Claiming victory from inaccuracy

I rarely criticise other polling companies, due to professional courtesy. NZ is generally well served by the various research companies and we saw Reid Research and Colmar Brunton get some very accurate pre-election polls.

Some other companies were less accurate, and that is also fine. All companies have polls that are less accurate than others. Curia has. Sometimes your poll is a bit dated. Sometimes you’re at one end of the margin of error. So long as one is constantly self-assessing your results and methodology, there is no shame that some polls are less close to an actual result than others.

But what annoys me is when a company tries to spin an inaccurate result as accurate. That just insults the intelligence.

So I can’t let past this release from Roy Morgan, which I quote from:

The final Roy Morgan New Zealand Poll of the campaign titled: ‘NZ Election on a knife edge but Labour favoured’ predicted a tight result with Labour favoured to form Government over the incumbent National-led coalition.

That poll predicted Labour/Greens would get 48.5% and National 40%. In fact National beat Labour/Greens by 2% rather than trailed by 8.5%.

Roy Morgan predicted a potential coalition of Labour/Greens/Maori Party would hold 62 seats in Parliament compared to 58 seats for the National-led Opposition. As it turned out the Maori Party failed to hold their two seats in Parliament which instead went to Labour and the combination of Labour/Greens/NZ First will govern with a majority of 63 seats compared to the National-Act NZ opposition which holds 57 seats.

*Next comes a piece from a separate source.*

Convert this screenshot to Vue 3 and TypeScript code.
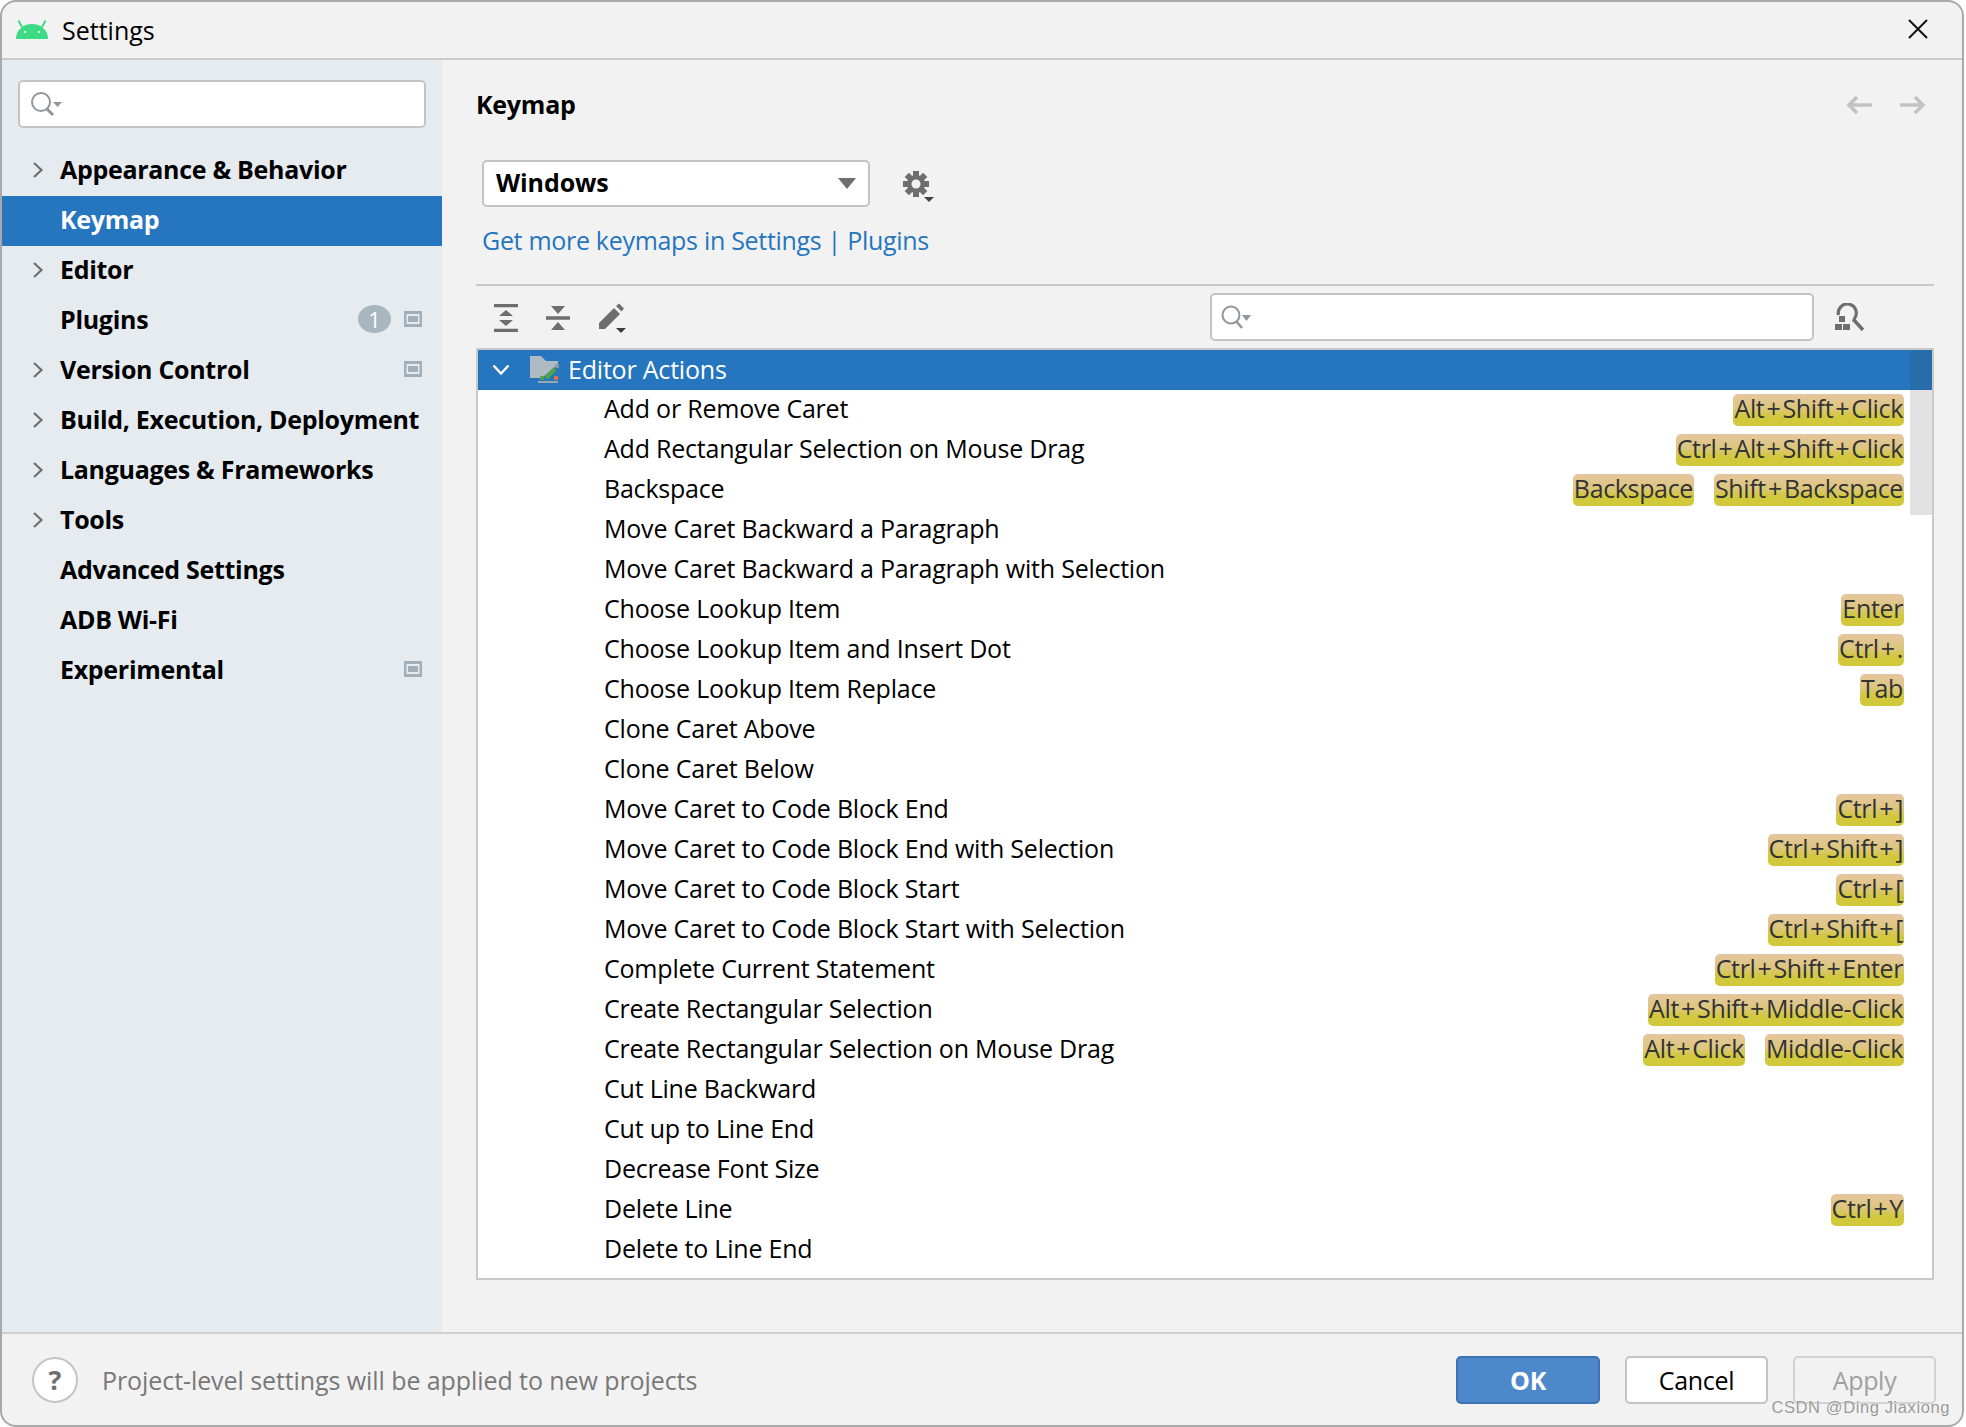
<script setup lang="ts">
interface Nav { label: string; arrow?: boolean; active?: boolean; badge?: boolean; proj?: boolean }
const nav: Nav[] = [
  { label: 'Appearance & Behavior', arrow: true },
  { label: 'Keymap', active: true },
  { label: 'Editor', arrow: true },
  { label: 'Plugins', badge: true, proj: true },
  { label: 'Version Control', arrow: true, proj: true },
  { label: 'Build, Execution, Deployment', arrow: true },
  { label: 'Languages & Frameworks', arrow: true },
  { label: 'Tools', arrow: true },
  { label: 'Advanced Settings' },
  { label: 'ADB Wi-Fi' },
  { label: 'Experimental', proj: true },
]
const rows: { name: string; keys: string[] }[] = [
  { name: 'Add or Remove Caret', keys: ['Alt+Shift+Click'] },
  { name: 'Add Rectangular Selection on Mouse Drag', keys: ['Ctrl+Alt+Shift+Click'] },
  { name: 'Backspace', keys: ['Backspace', 'Shift+Backspace'] },
  { name: 'Move Caret Backward a Paragraph', keys: [] },
  { name: 'Move Caret Backward a Paragraph with Selection', keys: [] },
  { name: 'Choose Lookup Item', keys: ['Enter'] },
  { name: 'Choose Lookup Item and Insert Dot', keys: ['Ctrl+.'] },
  { name: 'Choose Lookup Item Replace', keys: ['Tab'] },
  { name: 'Clone Caret Above', keys: [] },
  { name: 'Clone Caret Below', keys: [] },
  { name: 'Move Caret to Code Block End', keys: ['Ctrl+]'] },
  { name: 'Move Caret to Code Block End with Selection', keys: ['Ctrl+Shift+]'] },
  { name: 'Move Caret to Code Block Start', keys: ['Ctrl+['] },
  { name: 'Move Caret to Code Block Start with Selection', keys: ['Ctrl+Shift+['] },
  { name: 'Complete Current Statement', keys: ['Ctrl+Shift+Enter'] },
  { name: 'Create Rectangular Selection', keys: ['Alt+Shift+Middle-Click'] },
  { name: 'Create Rectangular Selection on Mouse Drag', keys: ['Alt+Click', 'Middle-Click'] },
  { name: 'Cut Line Backward', keys: [] },
  { name: 'Cut up to Line End', keys: [] },
  { name: 'Decrease Font Size', keys: [] },
  { name: 'Delete Line', keys: ['Ctrl+Y'] },
  { name: 'Delete to Line End', keys: [] },
]
const parts = (k: string): string[] => k.split(/(\+)/)
</script>

<template>
  <div class="window">
    <header class="titlebar">
      <svg class="android" width="32" height="22" viewBox="0 0 32 22">
        <path d="M0 21C0 12 7 6 16 6s16 6 16 15z" fill="#3ddc84" />
        <path d="M6 9 2.500 2.500M26 9l3.500-6.500" stroke="#3ddc84" stroke-width="2" fill="none" />
        <circle cx="9" cy="14" r="1.100" fill="#fff" />
        <circle cx="23" cy="14" r="1.100" fill="#fff" />
      </svg>
      <span class="title">Settings</span>
      <svg class="close" width="20" height="20" viewBox="0 0 20 20">
        <path d="M1 1l18 18M19 1 1 19" stroke="#111" stroke-width="2" fill="none" />
      </svg>
    </header>

    <div class="body">
      <aside class="sidebar">
        <div class="search side-search">
          <svg width="34" height="26" viewBox="0 0 34 26">
            <circle cx="12" cy="11" r="9" fill="none" stroke="#8f969c" stroke-width="2" />
            <path d="M18 18l6 6" stroke="#8f969c" stroke-width="3" />
            <path d="M24 11h9l-4.500 5z" fill="#8f969c" />
          </svg>
        </div>
        <ul class="nav">
          <li v-for="n in nav" :key="n.label" class="nav-row" :class="{ active: n.active }">
            <span class="nav-arrow">
              <svg v-if="n.arrow" width="12" height="18" viewBox="0 0 12 18">
                <path d="M2 2l7.500 7L2 16" stroke="#6e6e6e" stroke-width="2.200" fill="none" />
              </svg>
            </span>
            <span class="nav-label">{{ n.label }}</span>
            <span v-if="n.badge" class="badge">1</span>
            <svg v-if="n.proj" class="proj" width="18" height="16" viewBox="0 0 18 16">
              <rect width="18" height="16" fill="#a3afb8" />
              <rect x="2.500" y="3" width="13" height="10" fill="#e6ebf0" />
              <rect x="4" y="5" width="10" height="6" fill="#a3afb8" />
            </svg>
          </li>
        </ul>
      </aside>

      <main class="main">
        <div class="head">
          <h1 class="page-title">Keymap</h1>
          <div class="history">
            <svg width="26" height="20" viewBox="0 0 26 20">
              <path d="M26 10H3M11 2l-8 8 8 8" stroke="#c2c2c2" stroke-width="3.500" fill="none" />
            </svg>
            <svg width="26" height="20" viewBox="0 0 26 20">
              <path d="M0 10h23M15 2l8 8-8 8" stroke="#c2c2c2" stroke-width="3.500" fill="none" />
            </svg>
          </div>
        </div>

        <div class="scheme">
          <div class="combo">
            <span class="combo-text">Windows</span>
            <svg width="18" height="11" viewBox="0 0 18 11"><path d="M0 0h18l-9 11z" fill="#6e6e6e" /></svg>
          </div>
          <svg class="gear" width="32" height="32" viewBox="0 0 32 32">
            <g transform="translate(13 13)" fill="#6e6e6e">
              <circle r="9" />
              <rect x="-3" y="-13" width="6" height="26" />
              <rect x="-3" y="-13" width="6" height="26" transform="rotate(45)" />
              <rect x="-3" y="-13" width="6" height="26" transform="rotate(90)" />
              <rect x="-3" y="-13" width="6" height="26" transform="rotate(135)" />
              <circle r="4.500" fill="#f2f2f2" />
            </g>
            <path d="M21 26h10l-5 5z" fill="#444" />
          </svg>
        </div>
        <a class="link">Get more keymaps in Settings | Plugins</a>
        <div class="sep"></div>

        <div class="toolbar">
          <div class="tools">
            <svg width="24" height="28" viewBox="0 0 24 28">
              <path d="M0 1.500h24M0 26.500h24" stroke="#6e6e6e" stroke-width="3.500" />
              <path d="M12 6l7 6H5zM12 22l-7-6h14z" fill="#6e6e6e" />
            </svg>
            <svg width="24" height="28" viewBox="0 0 24 28">
              <path d="M0 14h24" stroke="#6e6e6e" stroke-width="3.500" />
              <path d="M12 10 5 2h14zM12 18l7 8H5z" fill="#6e6e6e" />
            </svg>
            <svg width="30" height="30" viewBox="0 0 30 30">
              <path d="M1 20 16 5l6 6L7 26H1zM18 3l3-2.500 5 5L23.500 8.500z" fill="#6e6e6e" />
              <path d="M18 25h10l-5 5z" fill="#3c3c3c" />
            </svg>
          </div>
          <div class="search find-search">
            <svg width="30" height="24" viewBox="0 0 30 24">
              <circle cx="10" cy="10" r="8.500" fill="none" stroke="#8f969c" stroke-width="2" />
              <path d="M15 16l6 7" stroke="#8f969c" stroke-width="2.600" />
              <path d="M21 10h9l-4.500 6z" fill="#8f969c" />
            </svg>
          </div>
          <svg class="find-shortcut" width="30" height="28" viewBox="0 0 30 28">
            <path d="M3.500 12A9 9 0 1 1 19 16" fill="none" stroke="#6e6e6e" stroke-width="3.200" />
            <path d="M18 16l10 11" stroke="#6e6e6e" stroke-width="3.500" />
            <path d="M4 13h6v6H4zM0 21h7v6H0zM8 21h7v6H8z" fill="#6e6e6e" />
          </svg>
        </div>

        <section class="tree">
          <div class="tree-head">
            <svg width="18" height="12" viewBox="0 0 18 12">
              <path d="M1.500 1.500 9 9.500l7.500-8" stroke="#fff" stroke-width="2.400" fill="none" />
            </svg>
            <svg class="folder" width="29" height="28" viewBox="0 0 29 28">
              <path d="M0 0h11l5 5h12v3L12 22H0z" fill="#aebac4" />
              <path d="M8 25h20v2H8z" fill="#9aa7b1" />
              <path d="M16 22 25 13" stroke="#4fa53e" stroke-width="4" />
              <circle cx="27" cy="10" r="2.200" fill="#8d9aa4" />
              <circle cx="12" cy="22" r="2.200" fill="#4fa53e" />
              <circle cx="26" cy="22" r="2.200" fill="#e8703a" />
            </svg>
            <span class="head-text">Editor Actions</span>
          </div>
          <div v-for="r in rows" :key="r.name" class="row">
            <span class="row-name">{{ r.name }}</span>
            <span class="keys">
              <span v-for="k in r.keys" :key="k" class="key"><template v-for="(p, i) in parts(k)" :key="i"><span v-if="p === '+'" class="plus">+</span><template v-else>{{ p }}</template></template></span>
            </span>
          </div>
          <div class="scrollbar"></div>
        </section>
      </main>
    </div>

    <footer class="footer">
      <span class="help">?</span>
      <span class="note">Project-level settings will be applied to new projects</span>
      <div class="buttons">
        <button class="btn ok">OK</button>
        <button class="btn">Cancel</button>
        <button class="btn disabled">Apply</button>
      </div>
      <span class="watermark">CSDN @Ding Jiaxiong</span>
    </footer>
  </div>
</template>

<style>
html, body { margin: 0; background: #fff; }
</style>

<style scoped>
.window {
  position: relative;
  box-sizing: border-box;
  width: 1964px;
  height: 1427px;
  display: flex;
  flex-direction: column;
  background: #f2f2f2;
  border: 2px solid #a9a9a9;
  border-radius: 16px;
  overflow: hidden;
  font-family: "Open Sans", "Noto Sans", sans-serif;
  font-size: 25px;
  color: #000;
}
.titlebar {
  position: relative;
  flex: none;
  height: 56px;
  display: flex;
  align-items: center;
  padding-left: 14px;
  border-bottom: 2px solid #cbcbcb;
  box-sizing: content-box;
}
.android { margin-top: -2px; }
.title { margin-left: 14px; letter-spacing: 0; }
.close { margin-left: auto; margin-right: 34px; margin-top: -2px; }

.body { flex: 1; min-height: 0; display: flex; }

.sidebar {
  flex: none;
  width: 440px;
  background: #e6ebf0;
  box-sizing: border-box;
  padding-top: 20px;
}
.search {
  box-sizing: border-box;
  display: flex;
  align-items: center;
  height: 48px;
  background: #fff;
  border: 2px solid #c4c4c4;
  border-radius: 5px;
}
.side-search { margin: 0 16px 0 16px; padding-left: 9px; }
.nav { list-style: none; margin: 18px 0 0; padding: 0; }
.nav-row {
  height: 50px;
  display: flex;
  align-items: center;
  padding-right: 20px;
  font-weight: 700;
  letter-spacing: -0.3px;
}
.nav-row.active { background: #2675bf; color: #fff; }
.nav-arrow { flex: none; width: 58px; padding-left: 30px; box-sizing: border-box; display: flex; margin-bottom: 3px; }
.nav-label { flex: 1; white-space: nowrap; padding-bottom: 5px; }
.badge {
  width: 33px;
  height: 28px;
  margin-bottom: 5px;
  border-radius: 50%;
  background: #a8b6bf;
  color: #fff;
  font-size: 22px;
  font-weight: 400;
  line-height: 28px;
  text-align: center;
}
.proj { margin: 0 0 5px 13px; }

.main {
  flex: 1;
  min-width: 0;
  box-sizing: border-box;
  padding: 28px 28px 0 34px;
}
.head { display: flex; align-items: center; height: 34px; }
.page-title { margin: 0 0 2px; font-size: 25px; font-weight: 700; letter-spacing: -0.25px; }
.history { margin-left: auto; display: flex; gap: 28px; padding-right: 8px; }
.scheme { display: flex; align-items: center; margin: 38px 0 0 6px; height: 47px; }
.combo {
  box-sizing: border-box;
  width: 388px;
  height: 47px;
  display: flex;
  align-items: center;
  justify-content: space-between;
  background: #fff;
  border: 2px solid #c4c4c4;
  border-radius: 5px;
  padding: 0 12px;
  font-weight: 700;
}
.combo-text { padding-bottom: 3px; letter-spacing: -0.1px; }
.gear { margin-left: 33px; margin-top: 6px; }
.link { display: block; margin: 17px 0 0 6px; line-height: 32px; color: #2675bf; letter-spacing: -0.3px; }
.sep { height: 2px; margin-top: 28px; background: #c9c9c9; }
.toolbar { display: flex; align-items: center; height: 62px; }
.tools { display: flex; align-items: center; gap: 28px; padding: 2px 0 0 18px; width: 734px; box-sizing: border-box; }
.find-search { width: 604px; padding-left: 9px; }
.find-shortcut { margin: 0 0 0 21px; }

.tree {
  position: relative;
  box-sizing: border-box;
  height: 932px;
  background: #fff;
  border: 2px solid #c9c9c9;
  overflow: hidden;
}
.tree-head {
  height: 40px;
  display: flex;
  align-items: center;
  background: #2675bf;
  color: #fff;
  padding-left: 14px;
}
.head-text { padding-bottom: 3px; letter-spacing: -0.2px; }
.folder { margin: 0 9px 0 20px; }
.row {
  height: 40px;
  display: flex;
  align-items: center;
  justify-content: space-between;
  padding: 0 28px 0 126px;
}
.row-name { letter-spacing: -0.21px; white-space: nowrap; padding-bottom: 4px; }
.keys { display: flex; gap: 20px; }
.key {
  height: 32px;
  line-height: 29px;
  padding: 0 1px;
  border-radius: 5px;
  background: linear-gradient(#e6c6a0, #dcc67c 45%, #d1c83c 70%);
  color: #333;
  letter-spacing: -0.35px;
  white-space: nowrap;
}
.plus { margin: 0 2px; }
.scrollbar { position: absolute; right: 0; top: 0; width: 22px; height: 165px; background: rgba(60, 60, 60, 0.15); }

.footer {
  position: relative;
  flex: none;
  height: 91px;
  display: flex;
  align-items: center;
  border-top: 2px solid #cfcfcf;
  padding-left: 30px;
}
.help {
  box-sizing: border-box;
  width: 46px;
  height: 46px;
  border-radius: 50%;
  border: 2px solid #c4c4c4;
  background: #fff;
  color: #6e6e6e;
  font-weight: 700;
  font-size: 27px;
  line-height: 41px;
  text-align: center;
}
.note { margin-left: 24px; color: #787878; letter-spacing: -0.08px; }
.buttons { margin-left: auto; display: flex; gap: 25px; padding-right: 26px; }
.btn {
  box-sizing: border-box;
  width: 143px;
  height: 48px;
  background: #fff;
  border: 2px solid #c4c4c4;
  border-radius: 5px;
  font: inherit;
  letter-spacing: -0.3px;
  color: #000;
  padding: 0;
}
.btn.ok { width: 144px; background: #4d88ca; border-color: #3d72b4; color: #fff; font-weight: 700; }
.btn.disabled { background: #f2f2f2; border-color: #d2d2d2; color: #a0a0a0; }
.watermark {
  position: absolute;
  right: 12px;
  bottom: 8px;
  font-family: "Liberation Sans", sans-serif;
  font-size: 16.500px;
  color: #999;
  letter-spacing: 0.6px;
  text-shadow: 0 0 1px #fff;
}
</style>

This makes it sound like they were just slightly out. Actually the difference were large. Their poll and the results were:

  • National 50 seats, got 56
  • Labour 49 seats, got 46
  • Greens 11 seats, got 8
  • NZ First 7 seats, got 9

As I said there is nothing wrong with not getting the result right. They were disadvantaged by finishing their poll on 10 September, 13 days before the election. What I object to is the press release which selectively quotes their poll to make it look more accurate than it was.